Why The Game Of Thrones Finale Was Never Going To Satisfy

A series ripe for criticism has now finished. Try not to over analyze it. 

Photo Credit: HBO

Photo Credit: HBO

We forget TV show finales are hard to pull off. 

Personally, due to this understanding, I’ve come to accept that endings are never going to fully satisfy. For me, Mad Men came close. Breaking Bad even more so. But for Game of Thrones, a show with so many characters and storylines, from a book series still yet to be completed, getting an ending that was to please the masses seemed almost unthinkable. This is why I never expected it to give me one.

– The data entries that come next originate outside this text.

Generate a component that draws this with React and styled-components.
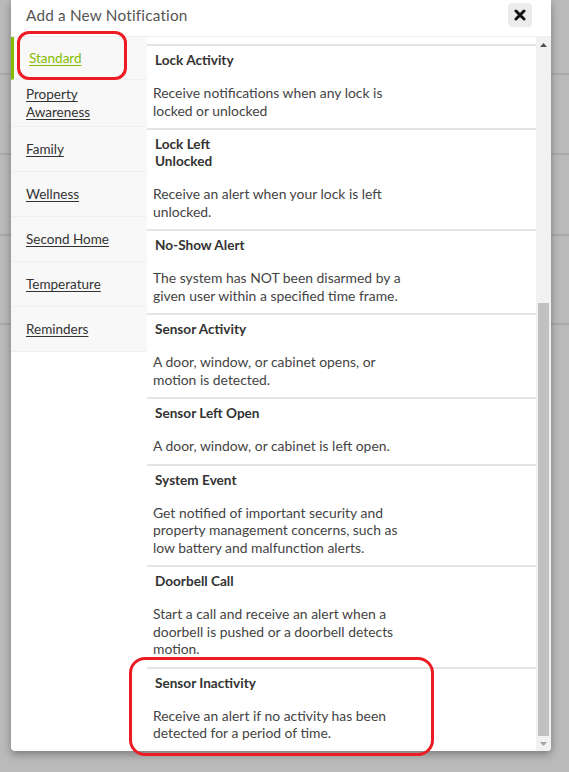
import React from 'react';
import styled, { createGlobalStyle } from 'styled-components';

const GlobalStyle = createGlobalStyle`
  html, body {
    margin: 0;
    padding: 0;
    height: 100%;
    overflow: hidden;
  }
  body {
    font-family: Lato, "Open Sans", sans-serif;
    background: #bababa;
  }
`;

const categories = [
  'Standard',
  'Property Awareness',
  'Family',
  'Wellness',
  'Second Home',
  'Temperature',
  'Reminders',
];

const notifications = [
  {
    title: ['Lock Activity'],
    text: 'Receive notifications when any lock is locked or unlocked',
  },
  {
    title: ['Lock Left', 'Unlocked'],
    text: 'Receive an alert when your lock is left unlocked.',
  },
  {
    title: ['No-Show Alert'],
    text: 'The system has NOT been disarmed by a given user within a specified time frame.',
  },
  {
    title: ['Sensor Activity'],
    text: 'A door, window, or cabinet opens, or motion is detected.',
  },
  {
    title: ['Sensor Left Open'],
    text: 'A door, window, or cabinet is left open.',
  },
  {
    title: ['System Event'],
    text: 'Get notified of important security and property management concerns, such as low battery and malfunction alerts.',
  },
  {
    title: ['Doorbell Call'],
    text: 'Start a call and receive an alert when a doorbell is pushed or a doorbell detects motion.',
  },
  {
    title: ['Sensor Inactivity'],
    text: 'Receive an alert if no activity has been detected for a period of time.',
  },
];

const Backdrop = styled.div`
  position: relative;
  width: 569px;
  height: 772px;
  background: #bababa;
  overflow: hidden;
`;

const PageRow = styled.div`
  height: ${props => props.h}px;
  border-bottom: 2px solid #a9a9a9;
`;

const Modal = styled.div`
  position: absolute;
  left: 11px;
  top: 0;
  width: 540px;
  height: 751px;
  background: #fff;
  border-radius: 0 0 4px 4px;
  box-shadow: 0 3px 9px rgba(0, 0, 0, 0.35);
  display: flex;
  flex-direction: column;
  overflow: hidden;
`;

const Header = styled.div`
  height: 37px;
  box-sizing: border-box;
  flex-shrink: 0;
  display: flex;
  align-items: center;
  justify-content: space-between;
  padding: 0 19px 7px 15px;
  border-bottom: 1px solid #efefef;
`;

const Title = styled.h4`
  margin: 0;
  font-size: 15.3px;
  font-weight: 400;
  color: #555;
  letter-spacing: 0.2px;
`;

const CloseButton = styled.button`
  width: 24px;
  height: 24px;
  border: none;
  border-radius: 4px;
  background: #ececec;
  display: flex;
  align-items: center;
  justify-content: center;
  padding: 0;
`;

const Body = styled.div`
  flex: 1;
  display: flex;
  min-height: 0;
`;

const Sidebar = styled.ul`
  width: 136px;
  flex-shrink: 0;
  margin: 0;
  padding: 0;
  list-style: none;
  align-self: flex-start;
`;

const SideItem = styled.li`
  min-height: ${props => (props.active ? '43px' : '45px')};
  box-sizing: border-box;
  display: flex;
  align-items: center;
  padding: 5px 12px 5px 15px;
  background: #f8f8f8;
  border-left: ${props => (props.active ? '3px solid #84bd00' : 'none')};
  border-bottom: 1px solid #efefef;
`;

const SideLink = styled.a`
  font-size: 13.5px;
  line-height: 18px;
  color: ${props => (props.active ? '#84bd00' : '#333')};
  text-decoration: underline;
  text-underline-offset: 2px;
`;

const ContentArea = styled.div`
  flex: 1;
  display: flex;
  min-width: 0;
`;

const List = styled.div`
  flex: 1;
  overflow: hidden;
  padding-top: 7px;
`;

const Card = styled.div`
  border-top: 2px solid #e4e4e4;
  padding: 6px 6px 9px;
`;

const CardTitle = styled.div`
  font-size: 13.6px;
  font-weight: 700;
  line-height: 17px;
  color: #333;
  margin: 0 0 15px 2px;
`;

const CardText = styled.p`
  margin: 0;
  max-width: 250px;
  font-size: 13.9px;
  line-height: 17.5px;
  color: #444;
`;

const Scrollbar = styled.div`
  width: 15px;
  flex-shrink: 0;
  background: #f1f1f1;
  display: flex;
  flex-direction: column;
  align-items: center;
`;

const Arrow = styled.div`
  height: 15px;
  width: 15px;
  display: flex;
  align-items: center;
  justify-content: center;
  flex-shrink: 0;
`;

const Track = styled.div`
  flex: 1;
  width: 100%;
  display: flex;
  flex-direction: column;
  justify-content: flex-end;
`;

const Thumb = styled.div`
  height: 433px;
  margin: 0 2px;
  background: #c1c1c1;
`;

const Annotation = styled.div`
  position: absolute;
  border: 3px solid #ed1c24;
  border-radius: ${props => props.r}px;
  pointer-events: none;
`;

const CloseIcon = () => (
  <svg width="12" height="12" viewBox="0 0 12 12">
    <path d="M2 2 L10 10 M10 2 L2 10" stroke="#111" strokeWidth="3" strokeLinecap="round" />
  </svg>
);

const TriUp = () => (
  <svg width="7" height="4" viewBox="0 0 7 4">
    <path d="M0 4 L3.5 0 L7 4 Z" fill="#505050" />
  </svg>
);

const TriDown = () => (
  <svg width="7" height="4" viewBox="0 0 7 4">
    <path d="M0 0 L3.5 4 L7 0 Z" fill="#a3a3a3" />
  </svg>
);

const App = () => {
  return (
    <Backdrop>
      <GlobalStyle />
      <PageRow h={73} />
      <PageRow h={78} />
      <PageRow h={79} />
      <PageRow h={87} />
      <Modal>
        <Header>
          <Title>Add a New Notification</Title>
          <CloseButton aria-label="Close">
            <CloseIcon />
          </CloseButton>
        </Header>
        <Body>
          <Sidebar>
            {categories.map((name, i) => (
              <SideItem key={name} active={i === 0}>
                <SideLink active={i === 0}>{name}</SideLink>
              </SideItem>
            ))}
          </Sidebar>
          <ContentArea>
            <List>
              {notifications.map(({ title, text }) => (
                <Card key={title.join(' ')}>
                  <CardTitle>
                    {title.map(line => (
                      <div key={line}>{line}</div>
                    ))}
                  </CardTitle>
                  <CardText>{text}</CardText>
                </Card>
              ))}
              <Card />
            </List>
            <Scrollbar>
              <Arrow>
                <TriUp />
              </Arrow>
              <Track>
                <Thumb />
              </Track>
              <Arrow>
                <TriDown />
              </Arrow>
            </Scrollbar>
          </ContentArea>
        </Body>
      </Modal>
      <Annotation r={12} style={{ left: 17, top: 31, width: 104, height: 43 }} />
      <Annotation r={16} style={{ left: 129, top: 657, width: 299, height: 93 }} />
    </Backdrop>
  );
};

export default App;
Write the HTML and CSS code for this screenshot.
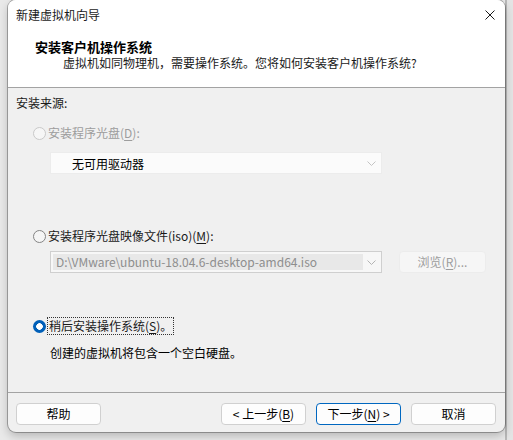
FILE: index.html
```html
<!DOCTYPE html>
<html lang="zh">
<head>
<meta charset="utf-8">
<title>新建虚拟机向导</title>
<link rel="stylesheet" href="styles.css">
</head>
<body>
<div class="window">
  <div class="top">
    <div class="titlebar">
      <span class="title">新建虚拟机向导</span>
      <svg class="close" width="10" height="10" viewBox="0 0 10 10"><path d="M0.5 0.5L9.5 9.5M9.5 0.5L0.5 9.5" stroke="#1a1a1a" stroke-width="1"/></svg>
    </div>
    <div class="header">
      <div class="h-title">安装客户机操作系统</div>
      <div class="h-sub">虚拟机如同物理机，需要操作系统。您将如何安装客户机操作系统?</div>
    </div>
  </div>
  <div class="content">
    <div class="label">安装来源:</div>

    <div class="radio-row disabled r1">
      <span class="radio"></span>
      <span class="rtext">安装程序光盘(<u>D</u>):</span>
    </div>
    <div class="combo combo-disabled c1">
      <span class="combo-text">无可用驱动器</span>
      <svg class="chev" width="9" height="5" viewBox="0 0 9 5"><path d="M0.5 0.5L4.5 4.5L8.5 0.5" fill="none" stroke="#c4c4c4" stroke-width="1"/></svg>
    </div>

    <div class="radio-row r2">
      <span class="radio"></span>
      <span class="rtext">安装程序光盘映像文件(iso)(<u>M</u>):</span>
    </div>
    <div class="combo-line">
      <div class="combo c2">
        <span class="combo-sel">D:\VMware\ubuntu-18.04.6-desktop-amd64.iso</span>
        <svg class="chev" width="9" height="5" viewBox="0 0 9 5"><path d="M0.5 0.5L4.5 4.5L8.5 0.5" fill="none" stroke="#b4b4b4" stroke-width="1"/></svg>
      </div>
      <div class="btn btn-disabled browse">浏览(<u>R</u>)...</div>
    </div>

    <div class="radio-row r3">
      <span class="radio checked"></span>
      <span class="rtext focus">稍后安装操作系统(<u>S</u>)。</span>
    </div>
    <div class="desc">创建的虚拟机将包含一个空白硬盘。</div>
  </div>
  <div class="footer">
    <div class="btn">帮助</div>
    <div class="spacer"></div>
    <div class="btn">&lt; 上一步(<u>B</u>)</div>
    <div class="btn btn-default">下一步(<u>N</u>) &gt;</div>
    <div class="btn">取消</div>
  </div>
</div>
</body>
</html>
```

FILE: styles.css
```css
html, body {
  margin: 0;
  padding: 0;
}
body {
  width: 513px;
  height: 440px;
  overflow: hidden;
  background: linear-gradient(to right, #e9e9e9 0, #e9e9e9 505px, #b9b9b9 505px, #b9b9b9 507px, #e4e4e4 507px);
  font-family: "Noto Sans CJK SC", "Noto Sans", sans-serif;
  font-size: 12px;
  color: #1a1a1a;
}
u {
  text-decoration: underline;
  text-underline-offset: 2px;
}
.window {
  margin-left: 8px;
  width: 497px;
  height: 432px;
  background: #f0f0f0;
  border-radius: 8px;
  box-shadow: 0 0 0 1px rgba(0,0,0,0.28), 0 4px 10px rgba(0,0,0,0.22);
  overflow: hidden;
  display: flex;
  flex-direction: column;
}
.top {
  background: #ffffff;
  border-bottom: 1px solid #a3a3a3;
  height: 88px;
  box-sizing: border-box;
}
.titlebar {
  height: 30px;
  display: flex;
  align-items: center;
  padding-left: 8px;
  padding-right: 10px;
}
.title {
  flex: 1;
  line-height: 16px;
}
.close {
  display: block;
}
.header {
  padding-top: 9px;
}
.h-title {
  font-weight: bold;
  font-size: 13px;
  line-height: 16px;
  padding-left: 27px;
  color: #000;
}
.h-sub {
  line-height: 16px;
  padding-left: 55px;
}
.content {
  flex: 1;
  padding-left: 8px;
  padding-top: 7px;
  border-bottom: 1px solid #a3a3a3;
}
.label {
  line-height: 16px;
}
.radio-row {
  display: flex;
  align-items: center;
  padding-left: 17px;
  height: 16px;
}
.r1 { margin-top: 14px; }
.r2 { margin-top: 54px; }
.r3 { margin-top: 45px; }
.radio {
  width: 11px;
  height: 11px;
  border-radius: 50%;
  border: 1px solid #848484;
  background: #f5f5f5;
  margin-right: 2px;
  box-sizing: content-box;
  flex: none;
}
.disabled .radio {
  border-color: #c9c9c9;
  background: #f6f6f6;
}
.disabled .rtext {
  color: #9d9d9d;
}
.radio.checked {
  width: 13px;
  height: 13px;
  border: none;
  background: radial-gradient(circle, #ffffff 0, #ffffff 3px, #005fb8 3.6px);
}
.rtext {
  line-height: 16px;
}
.focus {
  outline: 1px dotted #333;
  outline-offset: 0px;
  padding: 0 1px;
}
.combo {
  position: relative;
  height: 22px;
  box-sizing: border-box;
  width: 332px;
  margin-left: 34px;
  display: flex;
  align-items: center;
}
.c1 {
  margin-top: 11px;
  background: #fbfbfb;
  border: 1px solid #ececec;
}
.combo-text {
  padding-left: 21px;
  color: #000;
}
.chev {
  position: absolute;
  right: 5px;
  top: 8px;
}
.combo-line {
  display: flex;
  align-items: center;
  margin-top: 7px;
}
.c2 {
  background: #f7f7f7;
  border: 1px solid #cfcfcf;
  padding: 2px;
}
.combo-sel {
  background: #e8e8e8;
  color: #8e8e8e;
  height: 16px;
  line-height: 16px;
  width: 310px;
  padding-left: 3px;
  box-sizing: border-box;
  white-space: nowrap;
  overflow: hidden;
}
.btn {
  width: 85px;
  height: 22px;
  box-sizing: border-box;
  border: 1px solid #d0d0d0;
  border-radius: 4px;
  background: #fdfdfd;
  display: flex;
  align-items: center;
  justify-content: center;
  line-height: 16px;
  color: #000;
}
.btn-disabled {
  background: #f6f6f6;
  border-color: #ececec;
  color: #9d9d9d;
}
.browse {
  width: 87px;
  margin-left: 17px;
}
.btn-default {
  border-color: #0067c0;
}
.desc {
  margin-top: 11px;
  padding-left: 34px;
  line-height: 16px;
  color: #000;
}
.footer {
  height: 39px;
  display: flex;
  align-items: flex-start;
  padding: 10px 9px 0 8px;
  box-sizing: border-box;
  gap: 10px;
}
.spacer {
  flex: 1;
}
```
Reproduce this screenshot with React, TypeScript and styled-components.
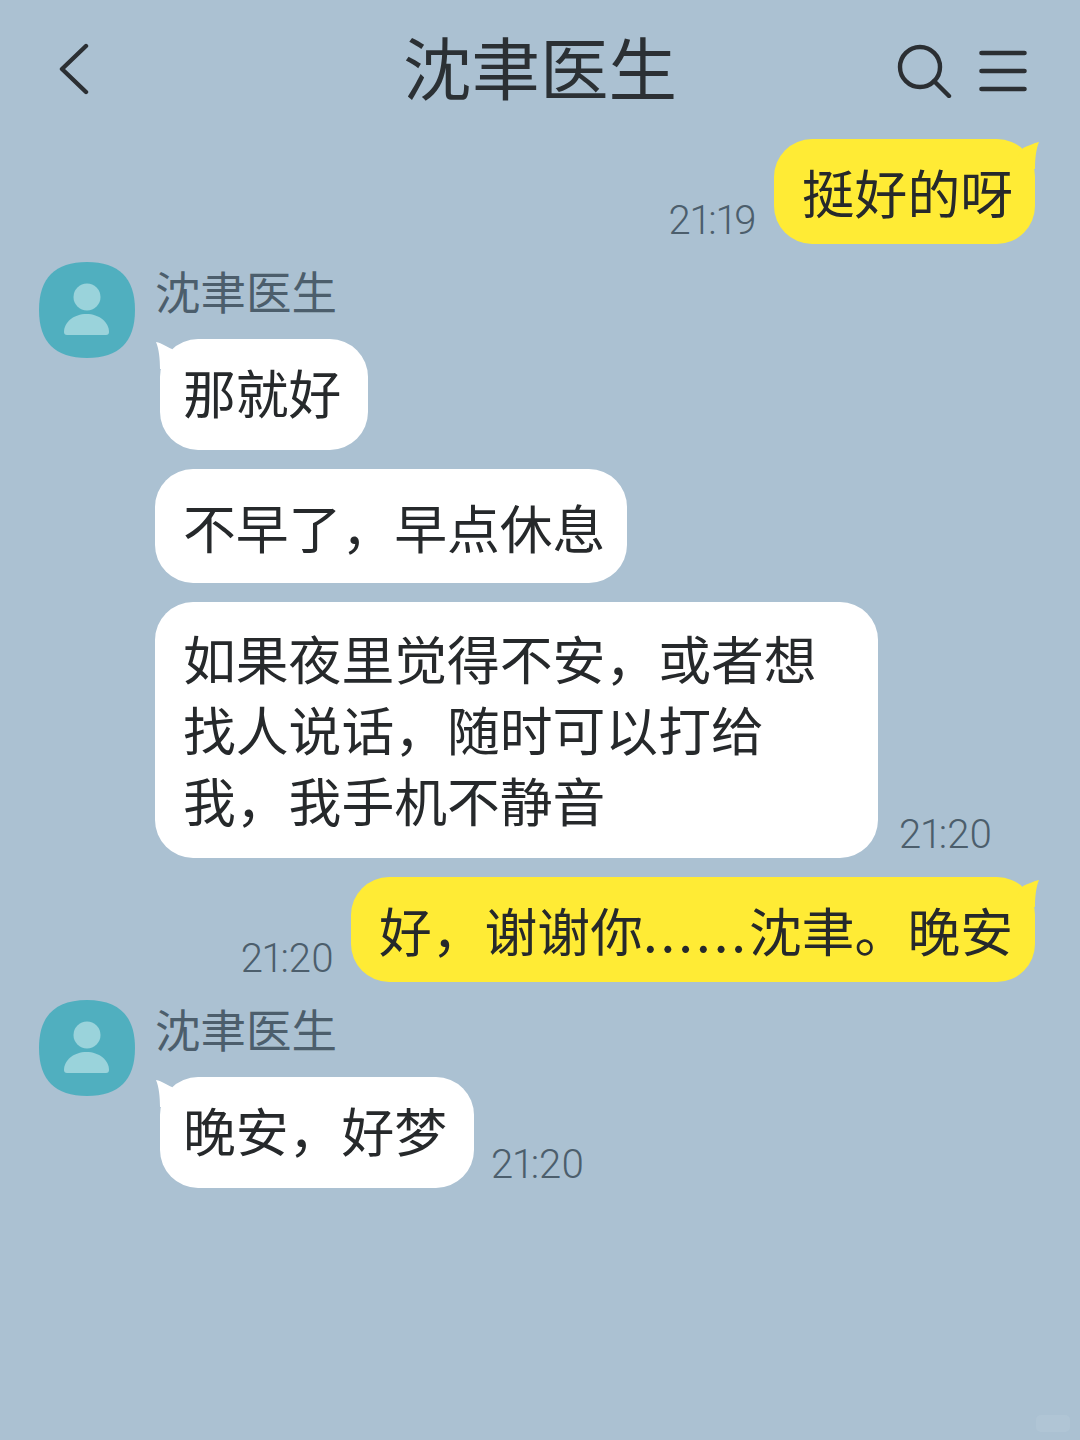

We invest so much of our time and energy into TV shows like Game of Thrones, that when it comes to finalizing their journey we’re often left angry, frustrated or plain just confused as to the ending the showrunners have chosen. This is due in large part because the ending is something we have zero say in. As a show runs, we can debate its direction. But an ending, that’s it and it’s in this finality where we often lose our minds. Many popular series of the past have suffered from this fate. Lost and The Sopranos are two which spring to mind.

Nevertheless, Game of Thrones gave us an ending with Bran as the new King of Westeros. Like myself, I bet you didn’t see that coming? If there was ever a way to have an unsatisfying ending to a show, giving the title reigns to its most boring character is one way to do it. As much as I’d like digress in this decision, in the end, does it really even matter?

Part of me wanted Jon to win since he’d come to embody the heart of the show as he’d become its most traditional hero. Another part of me wanted Tyrion to take the throne since his antics made me laugh and…well…he loves to drink wine, which in itself is kind of what a ruler does most of the time don’t you think? 

Another part of me wanted carnage with Daenerys taking the title as it would have been funny to see her win and kill everyone. I could do this dance over and over in my head with dozens of ways this show could have ended. Again, this is what happens when you watch a show for eight years, these types of thoughts soon begin to envelope your mind. You become invested. You debate, and as episodes, events and seasons pile up on top of one another, the narrative of what you desire the show to be becomes the reality of what you think it should be rather than what it actually is. 

This is the dilemma popular shows face. 

Furthermore, I read on Facebook and Twitter this morning numerous people calling out the showrunners for leaving everyone wanting more. “That’s it?” led mosts rants. More deaths and more surprises soon took hold of what we wanted GOT to be. A finale kills all of that. You can’t win in a world like this. 

In the end, Bran is the King. So what? Again, does it really matter?

The ending of Game of Thrones was never what the show was truly about anyways. Seeing the Starks grow up into noble leaders and great warriors was what made this show great. Watching Jamie change was another. The heart rested in the characters and their struggles with life and the bonds they forged. I’ll miss that. I’m sure you will too. That’s what we should be lauding. We were given eight years of impressive TV storytelling. Till its finale, we were all invested. That says something. 

Game of Thrones showrunners DB Weiss and David Benioff may not have stuck the landing as we might have wanted but they did give a show to root for. Savour that because that’s all you can still do.